:: Short task ::
Compile every line that includes the word "React".
[START Data provided]
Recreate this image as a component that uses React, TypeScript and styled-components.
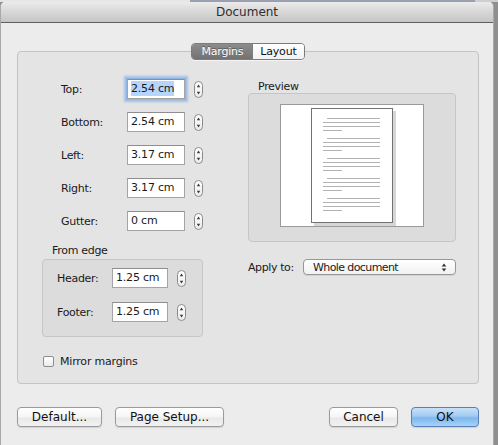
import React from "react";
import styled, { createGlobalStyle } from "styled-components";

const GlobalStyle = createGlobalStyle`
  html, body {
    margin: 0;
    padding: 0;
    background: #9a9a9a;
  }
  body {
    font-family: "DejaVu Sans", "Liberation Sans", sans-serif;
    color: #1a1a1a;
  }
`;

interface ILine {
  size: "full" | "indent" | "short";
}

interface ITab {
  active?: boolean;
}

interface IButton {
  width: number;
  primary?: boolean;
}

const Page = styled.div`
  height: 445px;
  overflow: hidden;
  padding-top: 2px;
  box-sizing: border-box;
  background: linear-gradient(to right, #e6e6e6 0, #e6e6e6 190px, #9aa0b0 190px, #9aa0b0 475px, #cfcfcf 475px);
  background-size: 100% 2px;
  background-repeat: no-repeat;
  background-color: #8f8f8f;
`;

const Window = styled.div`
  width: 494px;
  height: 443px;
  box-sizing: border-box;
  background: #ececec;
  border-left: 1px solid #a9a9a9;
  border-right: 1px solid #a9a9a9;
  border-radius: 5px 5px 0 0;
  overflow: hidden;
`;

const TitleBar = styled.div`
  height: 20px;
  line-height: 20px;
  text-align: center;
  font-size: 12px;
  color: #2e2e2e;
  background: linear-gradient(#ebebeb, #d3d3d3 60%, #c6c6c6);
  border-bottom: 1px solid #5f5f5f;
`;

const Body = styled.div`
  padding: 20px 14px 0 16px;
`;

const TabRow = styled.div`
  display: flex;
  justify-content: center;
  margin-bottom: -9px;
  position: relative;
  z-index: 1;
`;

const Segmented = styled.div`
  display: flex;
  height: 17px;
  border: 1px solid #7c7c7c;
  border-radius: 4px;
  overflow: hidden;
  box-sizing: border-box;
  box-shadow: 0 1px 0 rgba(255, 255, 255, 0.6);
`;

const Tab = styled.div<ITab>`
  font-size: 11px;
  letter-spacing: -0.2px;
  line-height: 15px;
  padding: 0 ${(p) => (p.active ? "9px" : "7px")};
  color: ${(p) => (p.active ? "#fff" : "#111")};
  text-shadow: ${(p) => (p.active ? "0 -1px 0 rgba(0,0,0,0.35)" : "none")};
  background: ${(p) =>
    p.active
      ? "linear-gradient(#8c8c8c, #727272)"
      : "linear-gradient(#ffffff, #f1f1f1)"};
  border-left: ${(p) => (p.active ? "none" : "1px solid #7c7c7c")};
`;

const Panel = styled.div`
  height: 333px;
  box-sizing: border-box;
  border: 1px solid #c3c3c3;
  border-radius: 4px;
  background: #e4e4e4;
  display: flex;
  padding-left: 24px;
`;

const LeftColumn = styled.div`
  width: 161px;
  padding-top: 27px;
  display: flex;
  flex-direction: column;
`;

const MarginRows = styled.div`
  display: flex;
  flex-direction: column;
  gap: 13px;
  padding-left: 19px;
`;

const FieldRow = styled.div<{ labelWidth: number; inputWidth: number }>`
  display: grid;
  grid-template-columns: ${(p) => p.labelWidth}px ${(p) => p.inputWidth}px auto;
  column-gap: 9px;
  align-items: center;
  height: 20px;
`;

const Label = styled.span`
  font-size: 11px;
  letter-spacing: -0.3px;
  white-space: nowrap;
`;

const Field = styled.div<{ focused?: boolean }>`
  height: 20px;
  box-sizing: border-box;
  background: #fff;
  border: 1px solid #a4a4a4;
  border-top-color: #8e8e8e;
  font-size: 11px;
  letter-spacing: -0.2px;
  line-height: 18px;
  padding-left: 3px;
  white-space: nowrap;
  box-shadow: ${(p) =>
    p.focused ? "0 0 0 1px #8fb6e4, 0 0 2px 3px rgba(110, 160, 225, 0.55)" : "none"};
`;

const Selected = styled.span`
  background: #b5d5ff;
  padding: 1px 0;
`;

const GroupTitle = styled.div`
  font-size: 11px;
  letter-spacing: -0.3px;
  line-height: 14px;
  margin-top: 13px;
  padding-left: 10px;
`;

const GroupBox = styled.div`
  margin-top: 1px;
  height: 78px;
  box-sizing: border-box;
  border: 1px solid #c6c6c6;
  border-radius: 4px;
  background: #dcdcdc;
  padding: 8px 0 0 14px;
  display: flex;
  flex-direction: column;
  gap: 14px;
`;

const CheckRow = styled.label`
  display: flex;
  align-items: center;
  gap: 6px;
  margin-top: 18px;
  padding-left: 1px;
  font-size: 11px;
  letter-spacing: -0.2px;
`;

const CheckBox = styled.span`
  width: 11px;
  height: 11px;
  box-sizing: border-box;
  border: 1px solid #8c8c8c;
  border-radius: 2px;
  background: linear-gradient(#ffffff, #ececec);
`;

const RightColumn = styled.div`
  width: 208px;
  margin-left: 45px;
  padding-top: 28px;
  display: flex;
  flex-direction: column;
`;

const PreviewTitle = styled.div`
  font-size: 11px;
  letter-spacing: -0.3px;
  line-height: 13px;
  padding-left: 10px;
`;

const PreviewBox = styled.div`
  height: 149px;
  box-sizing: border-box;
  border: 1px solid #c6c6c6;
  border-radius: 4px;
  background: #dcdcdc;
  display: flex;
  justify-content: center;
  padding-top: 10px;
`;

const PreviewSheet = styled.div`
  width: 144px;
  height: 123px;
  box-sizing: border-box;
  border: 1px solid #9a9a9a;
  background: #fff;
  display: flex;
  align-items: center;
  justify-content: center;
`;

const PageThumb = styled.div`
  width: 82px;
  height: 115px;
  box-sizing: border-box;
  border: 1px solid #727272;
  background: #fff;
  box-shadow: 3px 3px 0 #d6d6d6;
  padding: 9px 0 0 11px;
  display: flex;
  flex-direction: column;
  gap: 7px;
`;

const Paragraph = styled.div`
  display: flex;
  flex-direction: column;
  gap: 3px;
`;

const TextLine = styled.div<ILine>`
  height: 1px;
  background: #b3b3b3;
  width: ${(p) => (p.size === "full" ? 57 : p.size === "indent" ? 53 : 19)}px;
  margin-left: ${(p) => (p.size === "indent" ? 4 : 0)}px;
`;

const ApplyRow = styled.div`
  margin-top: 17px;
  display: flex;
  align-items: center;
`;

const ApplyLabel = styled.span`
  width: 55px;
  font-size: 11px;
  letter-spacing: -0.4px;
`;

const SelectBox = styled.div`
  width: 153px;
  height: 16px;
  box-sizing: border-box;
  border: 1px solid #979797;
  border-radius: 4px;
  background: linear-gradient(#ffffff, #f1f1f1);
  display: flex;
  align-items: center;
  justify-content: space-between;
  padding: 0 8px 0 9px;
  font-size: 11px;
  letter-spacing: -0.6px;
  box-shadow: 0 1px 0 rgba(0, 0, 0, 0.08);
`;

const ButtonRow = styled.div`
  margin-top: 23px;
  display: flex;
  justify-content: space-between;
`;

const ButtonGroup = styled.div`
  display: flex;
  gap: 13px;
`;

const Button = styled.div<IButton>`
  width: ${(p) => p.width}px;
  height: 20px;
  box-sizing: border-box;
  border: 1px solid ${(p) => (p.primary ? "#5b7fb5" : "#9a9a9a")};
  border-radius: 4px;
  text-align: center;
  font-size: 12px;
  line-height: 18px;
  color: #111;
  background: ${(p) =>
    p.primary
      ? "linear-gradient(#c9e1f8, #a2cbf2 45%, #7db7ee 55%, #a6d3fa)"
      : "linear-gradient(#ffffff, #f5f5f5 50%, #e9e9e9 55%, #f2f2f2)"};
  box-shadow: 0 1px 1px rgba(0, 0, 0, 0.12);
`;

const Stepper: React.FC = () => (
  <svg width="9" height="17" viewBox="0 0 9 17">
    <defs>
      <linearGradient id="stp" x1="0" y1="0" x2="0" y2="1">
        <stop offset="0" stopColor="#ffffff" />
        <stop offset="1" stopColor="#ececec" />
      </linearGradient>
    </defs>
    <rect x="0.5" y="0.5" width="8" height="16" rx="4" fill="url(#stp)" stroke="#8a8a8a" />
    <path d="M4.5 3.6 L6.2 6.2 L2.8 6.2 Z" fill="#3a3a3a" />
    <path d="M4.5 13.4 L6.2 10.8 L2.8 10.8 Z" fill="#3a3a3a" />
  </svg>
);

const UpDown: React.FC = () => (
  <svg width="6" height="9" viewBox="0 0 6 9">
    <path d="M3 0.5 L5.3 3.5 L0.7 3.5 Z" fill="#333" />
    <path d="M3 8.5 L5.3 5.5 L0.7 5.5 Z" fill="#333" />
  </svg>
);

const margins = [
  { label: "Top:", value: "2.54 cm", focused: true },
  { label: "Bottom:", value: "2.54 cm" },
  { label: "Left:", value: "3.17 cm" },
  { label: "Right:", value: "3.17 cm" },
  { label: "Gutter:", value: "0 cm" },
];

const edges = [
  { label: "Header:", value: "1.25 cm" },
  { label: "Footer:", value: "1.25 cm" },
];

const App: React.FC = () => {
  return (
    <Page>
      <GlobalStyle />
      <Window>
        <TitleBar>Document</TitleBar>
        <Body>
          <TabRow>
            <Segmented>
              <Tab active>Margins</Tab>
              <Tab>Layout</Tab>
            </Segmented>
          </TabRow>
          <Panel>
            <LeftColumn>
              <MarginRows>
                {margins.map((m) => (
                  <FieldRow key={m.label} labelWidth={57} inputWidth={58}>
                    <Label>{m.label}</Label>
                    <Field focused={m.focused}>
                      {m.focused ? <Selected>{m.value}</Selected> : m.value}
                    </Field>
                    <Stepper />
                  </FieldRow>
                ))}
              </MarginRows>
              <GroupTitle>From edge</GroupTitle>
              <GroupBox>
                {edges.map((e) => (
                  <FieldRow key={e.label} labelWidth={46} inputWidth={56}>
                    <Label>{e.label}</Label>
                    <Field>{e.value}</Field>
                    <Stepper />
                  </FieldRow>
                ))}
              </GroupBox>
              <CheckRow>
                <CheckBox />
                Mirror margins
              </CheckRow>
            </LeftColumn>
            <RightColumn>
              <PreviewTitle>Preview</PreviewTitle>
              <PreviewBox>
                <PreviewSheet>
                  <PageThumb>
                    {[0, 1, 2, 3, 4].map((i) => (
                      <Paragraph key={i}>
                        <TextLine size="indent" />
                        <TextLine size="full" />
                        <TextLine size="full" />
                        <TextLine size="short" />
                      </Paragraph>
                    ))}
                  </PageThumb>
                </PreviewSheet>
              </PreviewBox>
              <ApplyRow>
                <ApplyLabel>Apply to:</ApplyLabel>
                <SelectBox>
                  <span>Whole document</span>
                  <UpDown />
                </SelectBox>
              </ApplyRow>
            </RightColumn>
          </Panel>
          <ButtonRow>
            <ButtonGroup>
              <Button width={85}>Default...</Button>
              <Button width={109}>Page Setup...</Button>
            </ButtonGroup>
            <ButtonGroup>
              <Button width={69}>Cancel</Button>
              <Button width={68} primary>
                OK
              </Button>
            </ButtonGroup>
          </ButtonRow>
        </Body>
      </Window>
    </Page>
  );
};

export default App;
[END Data provided]
:: Answer to this task ::
Recreate this image as a component that uses React, TypeScript and styled-components.
import React from "react";
const Stepper: React.FC = () => (
const UpDown: React.FC = () => (
const App: React.FC = () => {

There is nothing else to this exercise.